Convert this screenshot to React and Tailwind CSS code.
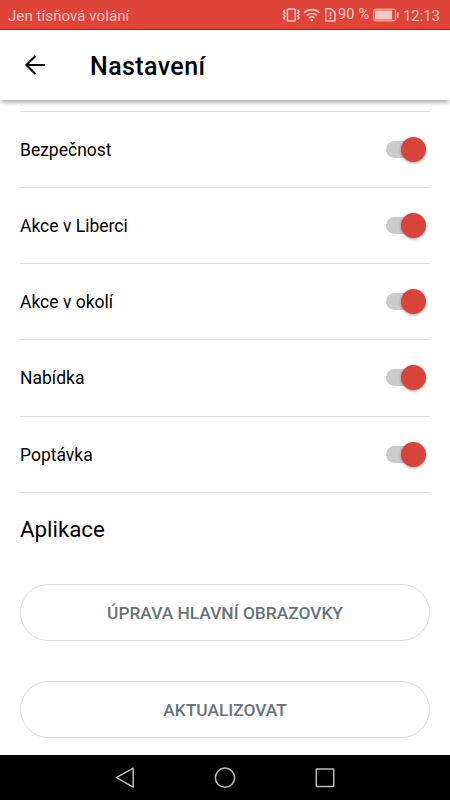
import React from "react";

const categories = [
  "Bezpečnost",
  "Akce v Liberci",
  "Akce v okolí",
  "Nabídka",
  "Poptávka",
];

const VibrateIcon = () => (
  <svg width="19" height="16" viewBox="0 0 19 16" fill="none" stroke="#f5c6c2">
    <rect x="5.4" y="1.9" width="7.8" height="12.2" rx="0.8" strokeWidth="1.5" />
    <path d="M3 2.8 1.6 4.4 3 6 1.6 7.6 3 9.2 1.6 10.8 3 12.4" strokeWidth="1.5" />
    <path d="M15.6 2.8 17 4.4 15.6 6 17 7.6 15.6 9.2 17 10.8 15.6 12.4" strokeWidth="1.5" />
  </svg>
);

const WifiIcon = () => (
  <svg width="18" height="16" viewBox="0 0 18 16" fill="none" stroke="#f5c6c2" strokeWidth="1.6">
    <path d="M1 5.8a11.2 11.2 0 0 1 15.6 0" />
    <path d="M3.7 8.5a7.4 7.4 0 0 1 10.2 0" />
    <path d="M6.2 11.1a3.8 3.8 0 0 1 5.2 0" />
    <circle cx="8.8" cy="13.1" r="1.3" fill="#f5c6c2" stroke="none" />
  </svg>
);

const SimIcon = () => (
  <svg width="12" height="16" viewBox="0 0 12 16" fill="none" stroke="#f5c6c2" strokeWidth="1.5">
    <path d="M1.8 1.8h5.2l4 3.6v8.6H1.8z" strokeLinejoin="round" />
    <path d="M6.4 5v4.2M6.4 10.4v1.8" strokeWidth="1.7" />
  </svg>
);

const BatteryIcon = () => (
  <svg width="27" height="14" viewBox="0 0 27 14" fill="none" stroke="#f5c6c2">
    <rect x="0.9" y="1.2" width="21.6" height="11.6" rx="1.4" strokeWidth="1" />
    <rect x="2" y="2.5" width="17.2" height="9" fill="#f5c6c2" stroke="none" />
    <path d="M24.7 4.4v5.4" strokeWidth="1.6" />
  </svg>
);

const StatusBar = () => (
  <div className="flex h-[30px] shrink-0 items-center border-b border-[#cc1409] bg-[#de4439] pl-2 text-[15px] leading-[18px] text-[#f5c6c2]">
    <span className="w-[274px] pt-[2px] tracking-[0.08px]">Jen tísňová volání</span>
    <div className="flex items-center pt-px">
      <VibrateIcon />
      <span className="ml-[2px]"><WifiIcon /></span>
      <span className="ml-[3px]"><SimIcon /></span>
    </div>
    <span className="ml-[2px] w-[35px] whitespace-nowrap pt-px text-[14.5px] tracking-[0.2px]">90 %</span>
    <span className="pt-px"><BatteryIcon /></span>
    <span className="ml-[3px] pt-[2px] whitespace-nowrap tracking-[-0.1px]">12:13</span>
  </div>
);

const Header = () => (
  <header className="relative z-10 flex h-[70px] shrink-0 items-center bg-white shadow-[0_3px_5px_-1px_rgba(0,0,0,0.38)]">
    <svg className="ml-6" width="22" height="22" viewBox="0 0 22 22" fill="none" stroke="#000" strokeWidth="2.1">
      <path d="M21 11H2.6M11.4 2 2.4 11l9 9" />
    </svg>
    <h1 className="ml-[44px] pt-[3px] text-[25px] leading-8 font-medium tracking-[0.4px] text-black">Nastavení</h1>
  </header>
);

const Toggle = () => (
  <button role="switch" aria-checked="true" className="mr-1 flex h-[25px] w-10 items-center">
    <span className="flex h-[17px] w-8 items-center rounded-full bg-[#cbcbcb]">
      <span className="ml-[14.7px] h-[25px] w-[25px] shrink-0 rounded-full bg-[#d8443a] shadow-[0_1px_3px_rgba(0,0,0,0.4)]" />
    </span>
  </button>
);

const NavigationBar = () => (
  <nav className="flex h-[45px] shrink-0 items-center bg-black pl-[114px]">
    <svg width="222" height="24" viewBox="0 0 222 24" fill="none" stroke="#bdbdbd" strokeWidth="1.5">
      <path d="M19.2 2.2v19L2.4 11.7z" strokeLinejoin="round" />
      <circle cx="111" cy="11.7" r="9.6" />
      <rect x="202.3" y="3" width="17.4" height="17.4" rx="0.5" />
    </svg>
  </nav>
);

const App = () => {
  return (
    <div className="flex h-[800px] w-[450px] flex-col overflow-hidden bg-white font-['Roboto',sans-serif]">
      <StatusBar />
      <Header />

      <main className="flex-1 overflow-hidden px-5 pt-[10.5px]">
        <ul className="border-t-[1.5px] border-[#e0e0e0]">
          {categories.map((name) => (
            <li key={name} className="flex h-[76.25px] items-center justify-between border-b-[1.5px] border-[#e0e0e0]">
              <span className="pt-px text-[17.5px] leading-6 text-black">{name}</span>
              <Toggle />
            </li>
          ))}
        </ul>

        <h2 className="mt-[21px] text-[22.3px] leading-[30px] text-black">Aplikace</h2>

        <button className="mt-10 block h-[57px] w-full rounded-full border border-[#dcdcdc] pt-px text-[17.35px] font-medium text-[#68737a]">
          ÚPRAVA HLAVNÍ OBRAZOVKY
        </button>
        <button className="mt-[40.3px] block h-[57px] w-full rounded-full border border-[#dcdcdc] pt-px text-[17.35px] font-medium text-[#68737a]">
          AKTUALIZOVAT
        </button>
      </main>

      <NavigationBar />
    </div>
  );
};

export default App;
+ + + +
GOAL
Give all the lines above again, character for character, without pictures.

SOLUTION
Convert this screenshot to React and Tailwind CSS code.
import React from "react";

const categories = [
  "Bezpečnost",
  "Akce v Liberci",
  "Akce v okolí",
  "Nabídka",
  "Poptávka",
];

const VibrateIcon = () => (
  <svg width="19" height="16" viewBox="0 0 19 16" fill="none" stroke="#f5c6c2">
    <rect x="5.4" y="1.9" width="7.8" height="12.2" rx="0.8" strokeWidth="1.5" />
    <path d="M3 2.8 1.6 4.4 3 6 1.6 7.6 3 9.2 1.6 10.8 3 12.4" strokeWidth="1.5" />
    <path d="M15.6 2.8 17 4.4 15.6 6 17 7.6 15.6 9.2 17 10.8 15.6 12.4" strokeWidth="1.5" />
  </svg>
);

const WifiIcon = () => (
  <svg width="18" height="16" viewBox="0 0 18 16" fill="none" stroke="#f5c6c2" strokeWidth="1.6">
    <path d="M1 5.8a11.2 11.2 0 0 1 15.6 0" />
    <path d="M3.7 8.5a7.4 7.4 0 0 1 10.2 0" />
    <path d="M6.2 11.1a3.8 3.8 0 0 1 5.2 0" />
    <circle cx="8.8" cy="13.1" r="1.3" fill="#f5c6c2" stroke="none" />
  </svg>
);

const SimIcon = () => (
  <svg width="12" height="16" viewBox="0 0 12 16" fill="none" stroke="#f5c6c2" strokeWidth="1.5">
    <path d="M1.8 1.8h5.2l4 3.6v8.6H1.8z" strokeLinejoin="round" />
    <path d="M6.4 5v4.2M6.4 10.4v1.8" strokeWidth="1.7" />
  </svg>
);

const BatteryIcon = () => (
  <svg width="27" height="14" viewBox="0 0 27 14" fill="none" stroke="#f5c6c2">
    <rect x="0.9" y="1.2" width="21.6" height="11.6" rx="1.4" strokeWidth="1" />
    <rect x="2" y="2.5" width="17.2" height="9" fill="#f5c6c2" stroke="none" />
    <path d="M24.7 4.4v5.4" strokeWidth="1.6" />
  </svg>
);

const StatusBar = () => (
  <div className="flex h-[30px] shrink-0 items-center border-b border-[#cc1409] bg-[#de4439] pl-2 text-[15px] leading-[18px] text-[#f5c6c2]">
    <span className="w-[274px] pt-[2px] tracking-[0.08px]">Jen tísňová volání</span>
    <div className="flex items-center pt-px">
      <VibrateIcon />
      <span className="ml-[2px]"><WifiIcon /></span>
      <span className="ml-[3px]"><SimIcon /></span>
    </div>
    <span className="ml-[2px] w-[35px] whitespace-nowrap pt-px text-[14.5px] tracking-[0.2px]">90 %</span>
    <span className="pt-px"><BatteryIcon /></span>
    <span className="ml-[3px] pt-[2px] whitespace-nowrap tracking-[-0.1px]">12:13</span>
  </div>
);

const Header = () => (
  <header className="relative z-10 flex h-[70px] shrink-0 items-center bg-white shadow-[0_3px_5px_-1px_rgba(0,0,0,0.38)]">
    <svg className="ml-6" width="22" height="22" viewBox="0 0 22 22" fill="none" stroke="#000" strokeWidth="2.1">
      <path d="M21 11H2.6M11.4 2 2.4 11l9 9" />
    </svg>
    <h1 className="ml-[44px] pt-[3px] text-[25px] leading-8 font-medium tracking-[0.4px] text-black">Nastavení</h1>
  </header>
);

const Toggle = () => (
  <button role="switch" aria-checked="true" className="mr-1 flex h-[25px] w-10 items-center">
    <span className="flex h-[17px] w-8 items-center rounded-full bg-[#cbcbcb]">
      <span className="ml-[14.7px] h-[25px] w-[25px] shrink-0 rounded-full bg-[#d8443a] shadow-[0_1px_3px_rgba(0,0,0,0.4)]" />
    </span>
  </button>
);

const NavigationBar = () => (
  <nav className="flex h-[45px] shrink-0 items-center bg-black pl-[114px]">
    <svg width="222" height="24" viewBox="0 0 222 24" fill="none" stroke="#bdbdbd" strokeWidth="1.5">
      <path d="M19.2 2.2v19L2.4 11.7z" strokeLinejoin="round" />
      <circle cx="111" cy="11.7" r="9.6" />
      <rect x="202.3" y="3" width="17.4" height="17.4" rx="0.5" />
    </svg>
  </nav>
);

const App = () => {
  return (
    <div className="flex h-[800px] w-[450px] flex-col overflow-hidden bg-white font-['Roboto',sans-serif]">
      <StatusBar />
      <Header />

      <main className="flex-1 overflow-hidden px-5 pt-[10.5px]">
        <ul className="border-t-[1.5px] border-[#e0e0e0]">
          {categories.map((name) => (
            <li key={name} className="flex h-[76.25px] items-center justify-between border-b-[1.5px] border-[#e0e0e0]">
              <span className="pt-px text-[17.5px] leading-6 text-black">{name}</span>
              <Toggle />
            </li>
          ))}
        </ul>

        <h2 className="mt-[21px] text-[22.3px] leading-[30px] text-black">Aplikace</h2>

        <button className="mt-10 block h-[57px] w-full rounded-full border border-[#dcdcdc] pt-px text-[17.35px] font-medium text-[#68737a]">
          ÚPRAVA HLAVNÍ OBRAZOVKY
        </button>
        <button className="mt-[40.3px] block h-[57px] w-full rounded-full border border-[#dcdcdc] pt-px text-[17.35px] font-medium text-[#68737a]">
          AKTUALIZOVAT
        </button>
      </main>

      <NavigationBar />
    </div>
  );
};

export default App;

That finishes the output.